Executive Summary / Key Takeaways
- Carvana achieved an 11% adjusted EBITDA margin in 2025, hitting its long-term target range and transforming from a cash-burning disruptor to the most profitable automotive retailer by GAAP operating income, demonstrating that scale economics have finally materialized.
- The ADESA acquisition's integration of 16 inspection centers into Carvana's vertically integrated model creates a physical-digital hybrid that traditional dealers cannot replicate and pure e-commerce players cannot match, establishing what management calls "the ultimate competitive moat."
- Management's target of 3 million annual retail units (18-38% CAGR) is credible given current 1.6% market share and operational capacity for 1.5 million cars annually, positioning Carvana to surpass CarMax (KMX) in quarterly volume by Q4 2026 according to analyst projections.
- Automation drives the economics: 30% of customers complete purchases without human interaction, enabling SG&A per unit reductions of $750 in Q1 2025 while delivery times fell by a full day, proving that technology investments directly translate to margin expansion.
- Critical risks include elevated debt ($5B outstanding), execution challenges from rapid expansion (elevated Q4 reconditioning costs), and emerging competition from GM's (GM) CarBravo platform, any of which could derail the margin expansion story if not managed carefully.
Setting the Scene: The Fragmented Market Meets Digital-Physical Integration
Carvana, founded in 2012 as Carvana Group, LLC and incorporated as a Delaware corporation in 2016, launched its e-commerce platform in Atlanta, Georgia, with a mission to transform the car buying experience. The company operates in a $37 billion used vehicle retail market that remains highly fragmented, with the top 10 retailers controlling less than 10% share. This fragmentation creates a structural opportunity: unlike other retail verticals where e-commerce adoption exceeds 20%, automotive retail has lagged, leaving a massive TAM for digital disruption. Carvana's position as the second-largest used car retailer with 1.6% market share gives it runway for growth while its vertically integrated model—combining online experience with physical reconditioning infrastructure—creates differentiation against both traditional dealers and pure-play online competitors.

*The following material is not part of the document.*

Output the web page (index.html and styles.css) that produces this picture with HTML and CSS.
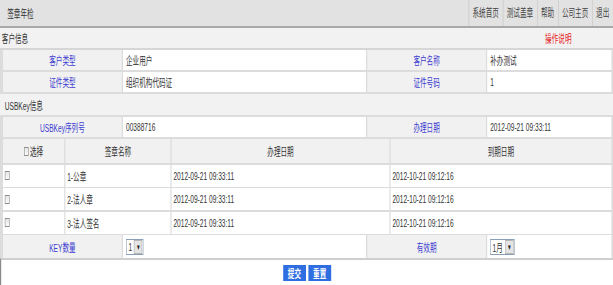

The automotive retail industry features structurally favorable competitive dynamics that Carvana exploits. With tens of thousands of players sharing similar cost structures, market reactions remain predictable and constrained. Traditional dealers face high fixed costs and limited ability to invest in technology, while peer-to-peer platforms lack the trust and fulfillment infrastructure needed for high-value transactions. Carvana's hybrid model addresses these gaps by owning the entire value chain from acquisition to reconditioning to financing to delivery. This integration eliminates margin leakage at each step and captures data that improves pricing and risk models, creating a self-reinforcing advantage that becomes harder to replicate as scale increases.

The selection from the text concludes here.